I share a lot of similarities with Arrupe students and have firsthand experience with some of the challenges they face.  I grew up in a working-class household. My father immigrated from Mexico and my mother was first generation Mexican-American. I worked several jobs during high school, college, and graduate school while still struggling to stay on top of my studies and family obligations.  I was the first person in my family to graduate from college, receive a master’s degree, and a Ph.D.  I know the feeling of working a midnight shift and then having to attend class the next morning.  I know how it feels to juggle taking care of yourself, taking care of a family member, and keeping up with school work.  I also know how it feels to be confused about things my family couldn’t explain to me, like the importance of tutoring, the difference between electives and non-electives, or what FAFSA was.  It has always been my passion to not only share my experiences with students who might be facing similar challenges, but to also be their advocate and mentor.
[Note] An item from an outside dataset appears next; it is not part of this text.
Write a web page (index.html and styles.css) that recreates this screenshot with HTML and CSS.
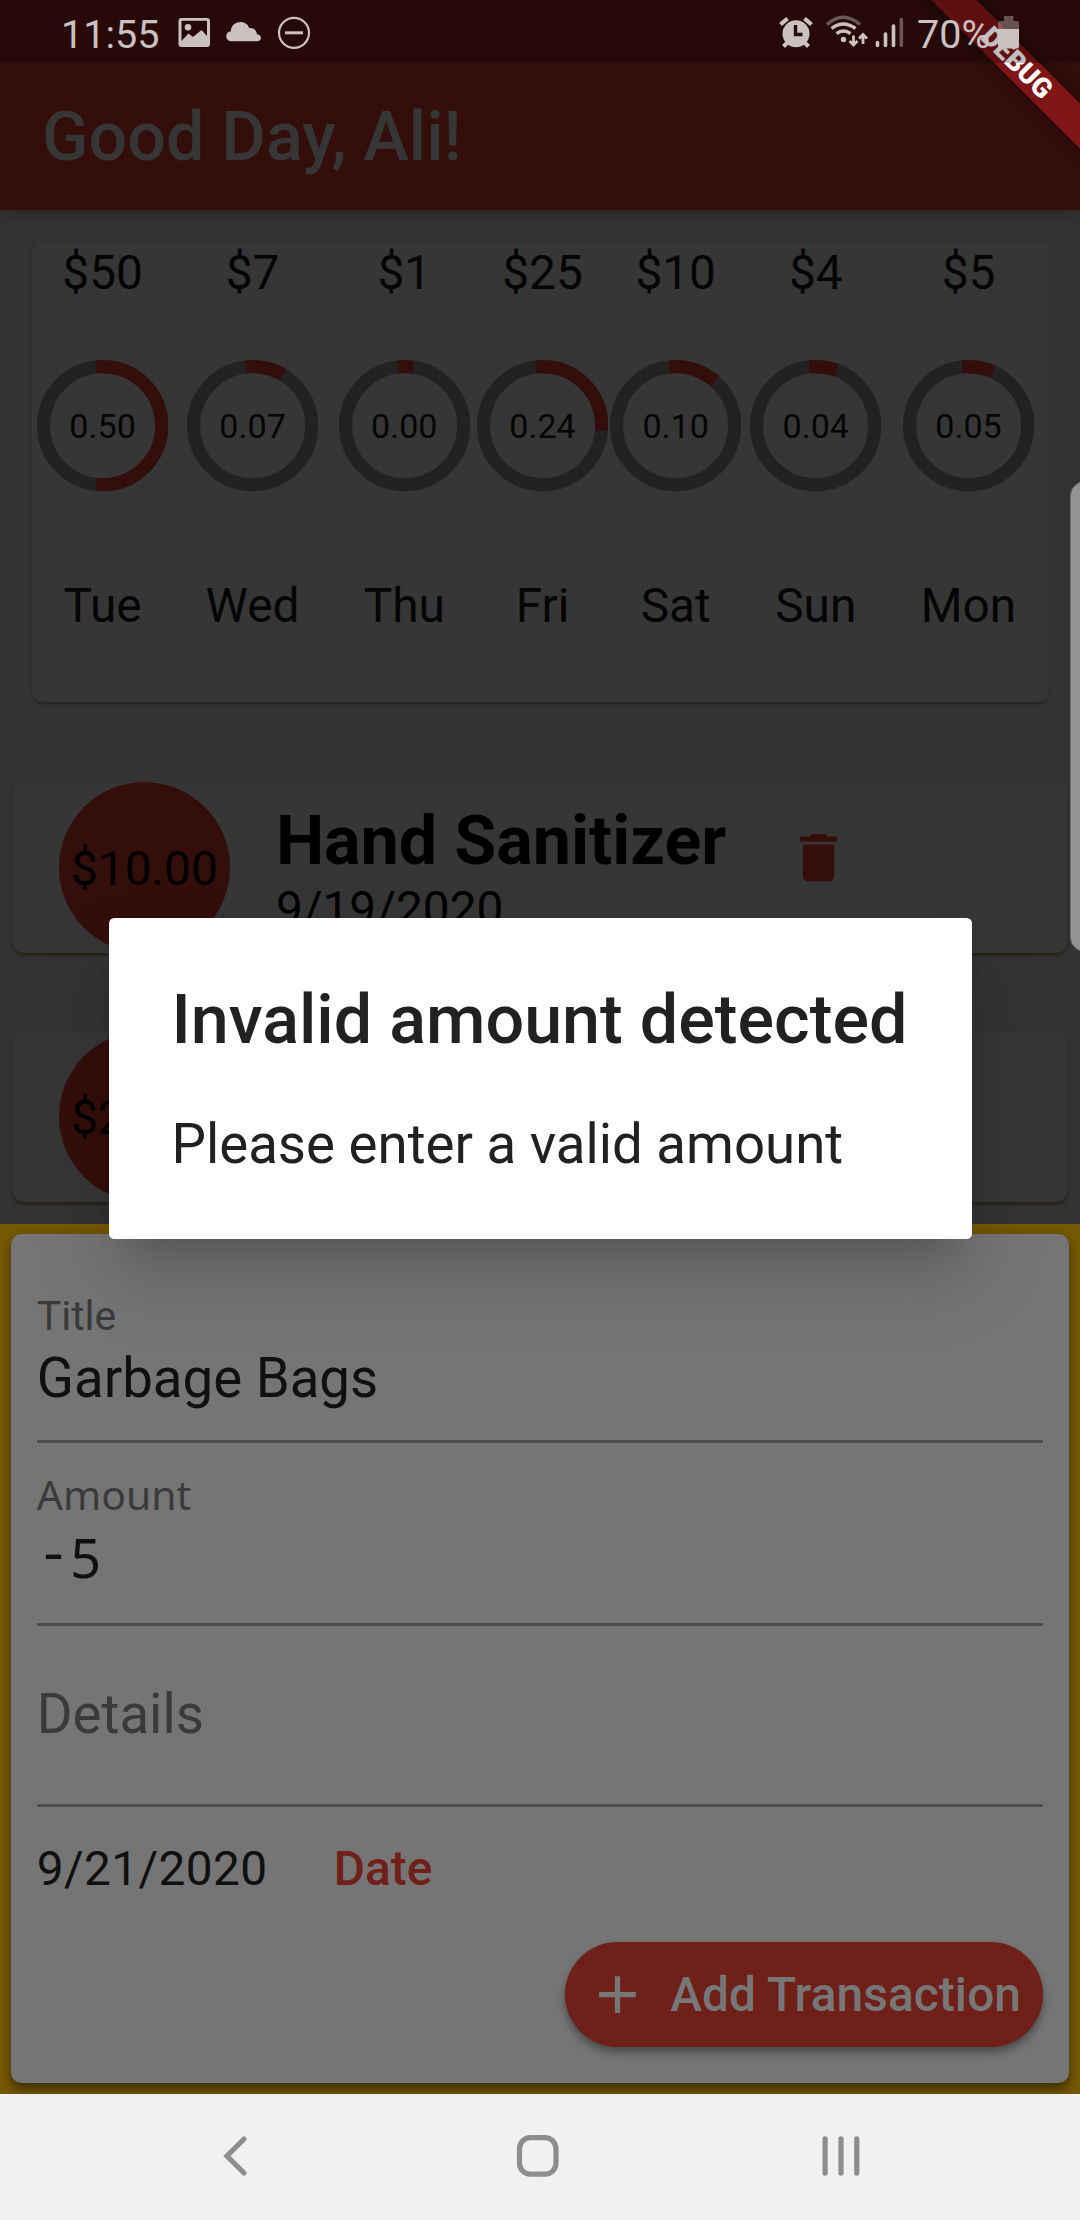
FILE: index.html
```html
<!DOCTYPE html>
<html lang="en">
<head>
<meta charset="utf-8">
<title>Good Day, Ali!</title>
<link rel="stylesheet" href="styles.css">
</head>
<body>
<div class="screen">
  <header class="header">
    <div class="status">
      <span class="clock">11:55</span>
      <svg class="status-left" width="90" height="63" viewBox="174 0 90 63">
        <path fill-rule="evenodd" d="M181.500 18h25.500a3 3 0 0 1 3 3v23a3 3 0 0 1-3 3h-25.500a3 3 0 0 1-3-3V21a3 3 0 0 1 3-3zM181.500 20.800V41l7-7.500 4.500 3.500 8.500-7 5.500 6V20.800zM188 24a3.300 3.300 0 1 1 0 6.600 3.300 3.300 0 0 1 0-6.600z"/>
        <path d="M231.500 41.200a5 5 0 0 1-.5-10c-.2-5.200 4.200-9.200 9.400-9.200 4.500 0 7.600 2.500 8.800 6 4.200-.6 7.400 2 7.800 6.300 5.300.5 5.300 6.900 0 6.900z"/>
      </svg>
      <svg width="36" height="63" viewBox="276 0 36 63"><circle class="line" cx="294" cy="32.800" r="15"/><path class="line thick" d="M285 32.800h18"/></svg>
      <div class="status-right">
        <svg width="134" height="63" viewBox="776 0 134 63">
          <circle cx="796" cy="33.800" r="13.500"/>
          <path class="bell" d="M780.500 24.500l7-6M804.500 18.500l7 6M787.500 42.500l-4 4M804.500 42.500l4 4"/>
          <path class="hand" d="M795.500 25v9.500h7"/>
          <path class="wave dim" d="M827 24.500q16-14.500 33 0"/>
          <path class="wave" d="M831.500 28.500q11.500-9 24 0M836.500 33.500q7-5 14 0"/>
          <circle cx="843.500" cy="39.500" r="2.700"/>
          <path class="arrow" d="M853.500 35.500v9M849.500 41l4 4 4-4M863 44V35M859 38.500l4-4 4 4"/>
          <path class="bar" d="M877.500 42.500v3M885.500 34v11.500M893.500 26v19.500"/>
          <path class="bar dim" d="M901.300 19.500v26"/>
        </svg>
        <span class="percent">70%</span>
        <svg width="24" height="63" viewBox="996 0 24 63"><path class="battery-top" d="M1004 16h9.500v5h3.500q2 0 2 2v6h-21v-6q0-2 2-2h4z"/><path d="M998 29h21v17q0 2.500-2 2.500h-17q-2 0-2-2.500z"/></svg>
      </div>
    </div>
    <h1 class="title">Good Day, Ali!</h1>
    <div class="ribbon">DEBUG</div>
  </header>

  <main class="content">
    <section class="chart card">
      <div class="day"><span class="amount">$50</span><div class="ring"><svg viewBox="0 0 131.250 131.250"><circle class="track" cx="65.625" cy="65.625" r="59.060"/><circle class="arc" pathLength="100" style="stroke-dasharray:49.900 100" cx="65.625" cy="65.625" r="59.060"/></svg><span>0.50</span></div><span>Tue</span></div>
      <div class="day"><span class="amount">$7</span><div class="ring"><svg viewBox="0 0 131.250 131.250"><circle class="track" cx="65.625" cy="65.625" r="59.060"/><circle class="arc" pathLength="100" style="stroke-dasharray:6.900 100" cx="65.625" cy="65.625" r="59.060"/></svg><span>0.07</span></div><span>Wed</span></div>
      <div class="day"><span class="amount">$1</span><div class="ring"><svg viewBox="0 0 131.250 131.250"><circle class="track" cx="65.625" cy="65.625" r="59.060"/><circle class="arc" pathLength="100" style="stroke-dasharray:0.500 100" cx="65.625" cy="65.625" r="59.060"/></svg><span>0.00</span></div><span>Thu</span></div>
      <div class="day"><span class="amount">$25</span><div class="ring"><svg viewBox="0 0 131.250 131.250"><circle class="track" cx="65.625" cy="65.625" r="59.060"/><circle class="arc" pathLength="100" style="stroke-dasharray:24.500 100" cx="65.625" cy="65.625" r="59.060"/></svg><span>0.24</span></div><span>Fri</span></div>
      <div class="day"><span class="amount">$10</span><div class="ring"><svg viewBox="0 0 131.250 131.250"><circle class="track" cx="65.625" cy="65.625" r="59.060"/><circle class="arc" pathLength="100" style="stroke-dasharray:9.800 100" cx="65.625" cy="65.625" r="59.060"/></svg><span>0.10</span></div><span>Sat</span></div>
      <div class="day"><span class="amount">$4</span><div class="ring"><svg viewBox="0 0 131.250 131.250"><circle class="track" cx="65.625" cy="65.625" r="59.060"/><circle class="arc" pathLength="100" style="stroke-dasharray:4 100" cx="65.625" cy="65.625" r="59.060"/></svg><span>0.04</span></div><span>Sun</span></div>
      <div class="day"><span class="amount">$5</span><div class="ring"><svg viewBox="0 0 131.250 131.250"><circle class="track" cx="65.625" cy="65.625" r="59.060"/><circle class="arc" pathLength="100" style="stroke-dasharray:5 100" cx="65.625" cy="65.625" r="59.060"/></svg><span>0.05</span></div><span>Mon</span></div>
    </section>

    <article class="transaction card">
      <div class="price">$10.00</div>
      <div class="info"><h2>Hand Sanitizer</h2><p>9/19/2020</p></div>
      <svg class="delete" viewBox="0 0 24 24"><path d="M6 19c0 1.100.9 2 2 2h8c1.100 0 2-.9 2-2V7H6v12zM19 4h-3.500l-1-1h-5l-1 1H5v2h14V4z"/></svg>
    </article>
    <article class="transaction card">
      <div class="price">$25.00</div>
    </article>
  </main>

  <section class="sheet">
    <form class="form">
      <div class="field first"><label>Title</label><span class="value">Garbage Bags</span></div>
      <div class="field second"><label class="alt">Amount</label><span class="value number"><span class="sign">-</span>5</span></div>
      <div class="field third"><span class="value hint">Details</span></div>
      <div class="date-row"><span>9/21/2020</span><b>Date</b></div>
      <div class="add"><svg viewBox="0 0 24 24"><path d="M19 13h-6v6h-2v-6H5v-2h6V5h2v6h6v2z"/></svg><span>Add Transaction</span></div>
    </form>
  </section>

  <nav class="nav">
    <svg width="1080" height="126" viewBox="0 0 1080 126">
      <path d="M244 45l-17 17 17 17"/>
      <rect x="519.500" y="43.700" width="36.500" height="36.500" rx="11"/>
      <path d="M825.100 44.800v34.300M841 44.800v34.300M856.800 44.800v34.300"/>
    </svg>
  </nav>

  <div class="edge-handle"></div>
  <div class="barrier">
    <div class="dialog" role="alertdialog">
      <h2>Invalid amount detected</h2>
      <p>Please enter a valid amount</p>
    </div>
  </div>
</div>
</body>
</html>
```
FILE: styles.css
```css
* { box-sizing: border-box; margin: 0; }
body { background: #333; font-family: Roboto, "Liberation Sans", sans-serif; font-size: 47.8px; line-height: 56px; color: #050505; }
svg { display: block; flex: none; }
.screen { position: relative; width: 1080px; height: 2220px; display: flex; flex-direction: column; overflow: hidden; background: #333; }

/* Status and app bar */
.header { position: relative; flex: none; height: 210px; background: #340e0b; box-shadow: 0 2px 12px rgba(0, 0, 0, .3); clip-path: inset(0 0 -30px 0); }
.status { position: relative; z-index: 3; height: 63px; padding: 0 60px 0 61px; background: rgba(0, 0, 0, .25); display: flex; align-items: center; color: #cbc1c0; font-size: 39.5px; line-height: 63px; fill: #cbc1c0; }
.clock { width: 113px; padding-top: 5px; }
.status-left { margin-right: 12px; }
.status-right { margin-left: auto; display: flex; align-items: center; }
.percent { width: 86px; padding: 5px 0 0 7px; white-space: nowrap; }
.line { fill: none; stroke: #cbc1c0; stroke-width: 2.2; }
.thick { stroke-width: 3; }
.bell, .wave, .arrow, .bar { fill: none; stroke: #cbc1c0; stroke-width: 3.4; }
.bell { stroke-width: 4.2; }
.hand { fill: none; stroke: #260a08; stroke-width: 3.4; }
.arrow { stroke-width: 2.8; }
.bar { stroke-width: 3.6; stroke-linecap: round; }
.wave.dim, .bar.dim { stroke: #6b5655; }
.battery-top { fill: rgba(203, 193, 192, .4); }
.title { padding-left: 42px; font-size: 68.25px; line-height: 148px; font-weight: 500; color: #363636; }
.ribbon { position: absolute; z-index: 2; left: 867px; top: 47px; width: 300px; height: 31.5px; line-height: 31.5px; transform: rotate(45deg); background: #801516; box-shadow: 0 0 16px rgba(0, 0, 0, .5); text-align: center; font-size: 27.5px; font-weight: 900; color: #fff; }

/* Week chart */
.content { flex: none; height: 1013.7px; padding-top: 31.7px; }
.card { background: #363636; border-radius: 10.5px; }
.chart { height: 460px; margin: 0 31.5px; box-shadow: 0 3px 3px -1px rgba(0, 0, 0, .25), 0 1px 3px rgba(0, 0, 0, .12); display: grid; grid-template-columns: 142.2px 157.8px 145.6px 130.8px 135.6px 144.6px 161px; }
.day { padding-top: 3px; display: flex; flex-direction: column; align-items: center; }
.ring { display: grid; place-items: center; width: 131.25px; height: 131.25px; margin: 59.6px 0 86px; font-size: 34.1px; }
.ring > * { grid-area: 1 / 1; }
.ring svg { width: 131.25px; height: 131.25px; transform: rotate(-90deg); }
.track, .arc { fill: none; stroke: #222; stroke-width: 13.12; }
.arc { stroke: #340e0b; stroke-linecap: square; }

/* Transactions */
.transaction { height: 171px; margin: 80.3px 13.1px 78px; padding-left: 45.8px; display: flex; color: #000; box-shadow: 0 3px 3px -1px rgba(32, 18, 0, .5), 0 2px 3px rgba(32, 18, 0, .25); }
.transaction + .transaction { margin-top: 0; }
.price { flex: none; width: 171px; height: 171px; border-radius: 50%; background: #340e0b; text-align: center; line-height: 174px; }
.info { width: 511px; padding: 19px 0 0 46px; }
.info h2 { font-size: 68.25px; line-height: 80px; white-space: nowrap; }
.delete { width: 63px; height: 63px; margin: 44px 0 0 46.5px; fill: #340e0b; }

/* Entry form */
.sheet { flex: none; height: 870.3px; padding: 10.6px; background: #755903; overflow: hidden; }
.form { height: 849.2px; padding: 0 26.2px; background: #757575; border-radius: 10.5px; box-shadow: 0 8px 12px rgba(0, 0, 0, .35), 0 2px 8px rgba(0, 0, 0, .15); color: #101010; }
.field { display: flex; flex-direction: column; border-bottom: 3px solid #4e4e4e; font-size: 54.6px; line-height: 64px; }
.field label { font-size: 40.95px; line-height: 48px; margin-bottom: 5.7px; color: #3a3a3a; }
.first { height: 208.4px; padding-top: 57.6px; }
.second { height: 183.3px; padding-top: 27px; }
.third { height: 181px; padding-top: 56px; }
.field .alt { font-family: "Noto Sans", sans-serif; margin-bottom: 7px; }
.number { display: flex; font-family: "Noto Sans", sans-serif; font-size: 54px; }
.sign { width: 33.5px; font-family: "Liberation Mono", monospace; font-size: 56px; }
.hint { color: #3a3a3a; }
.date-row { height: 134.7px; padding-top: 34px; display: flex; }
.date-row span { width: 297px; letter-spacing: .35px; }
.date-row b { font-weight: 500; color: #702019; }
.add { width: 478px; height: 105px; margin-left: auto; padding-left: 21px; border-radius: 52.5px; background: #6f2019; color: #777; fill: #777; display: flex; align-items: center; font-weight: 500; box-shadow: 0 6px 8px rgba(0, 0, 0, .3), 0 2px 5px rgba(0, 0, 0, .1); }
.add svg { width: 63px; height: 63px; margin-right: 21px; }
.add span { white-space: nowrap; padding-top: 1.5px; letter-spacing: .1px; }

.nav { flex: none; height: 126px; background: #f1f1f1; }
.nav svg { fill: none; stroke: #8d8d8d; stroke-width: 5.2; stroke-linecap: round; }

/* Overlays */
.edge-handle { position: absolute; left: 1069.5px; top: 481px; width: 30px; height: 471px; border: 1.5px solid #6e6e6e; border-radius: 17px; background: #939393; }
.barrier { position: absolute; inset: 63px 0 126px; display: flex; align-items: center; justify-content: center; }
.dialog { width: 863px; height: 320.4px; padding: 62px 63px; border-radius: 5.25px; background: #fff; color: #212121; box-shadow: 0 30px 30px -18px rgba(0, 0, 0, .12), 0 40px 80px rgba(0, 0, 0, .16); white-space: nowrap; }
.dialog h2 { font-size: 68.25px; line-height: 80px; font-weight: 500; }
.dialog p { margin-top: 52px; font-size: 54.6px; line-height: 64px; }
```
How did you get involved in teaching?

In high school, I had a composition teacher who was also a professional story teller. When I was a child, I used to see him perform at a state park where he would mesmerize his audience with his stories.  In class, he taught us about how words could motivate people toward action and feeling.  I felt like I was seeing the technology of his craft as a speaker and writer laid bare and I immediately became interested in rhetoric. I became more interested when I realized that rhetoric was helping me to understand the racism and classism that I, all too often, experienced.  Why were people motivated to say these things? What were their intentions?  Where did their ideas come from?  I took these interests to Illinois State University where I studied rhetoric and semantics coupled with classes in Latino Studies.  My intention was to teach high school, but after 9/11, anti-immigrant rhetoric and racism prompted me to pursue a master’s degree.  I began teaching composition and rhetoric classes during that time and have been doing so ever since.

What are your scholarly interests?

My research concerns public argument among working-class Hispanic people living in the United States. Using an interdisciplinary approach and a rhetorical lens, it is my goal to give them voice and to use that voice to inform multiple disciplines about how they understand the social and political conditions in which they live.  Latino enclaves in the United States, for example, are crucial spaces in which immigrants from Latin America, and the subsequent generations that outnumber them, establish communities that are defensible spaces against punitive immigration policies and racialized law enforcement practices. Chicago, in particular, is home to several vibrant communities which are often researched by social theorists seeking to understand how Latino politics, immigration, and law intersect to shape a “Latino” community. My current research expands these discussions by combining rhetorical methodology with ethnography to investigate public arguments and knowledge among people living in working-class communities. The effects of poverty, low wage labor, violence, and fear of deportation or arrest in these communities contribute to what I argue are strong feelings of loss, which are value-infused articulations that something is missing or has been taken.  Such feelings of loss often require rhetorical mediation which reveal arguments and practices in the community not often researched.

What’s your favorite part about teaching? And the biggest challenge?

A professor once told me that writing was the process of organizing ideas in your head and putting them down on paper in a way that others can understand.  My favorite part about teaching is helping students to learn the tools of rhetoric and composition so they can make sense of complicated experiences in their lives, academic theories, and the politics around them.  This can also be challenging because it involves teaching students to embrace the writing process and to translate ideas for various audiences and situations.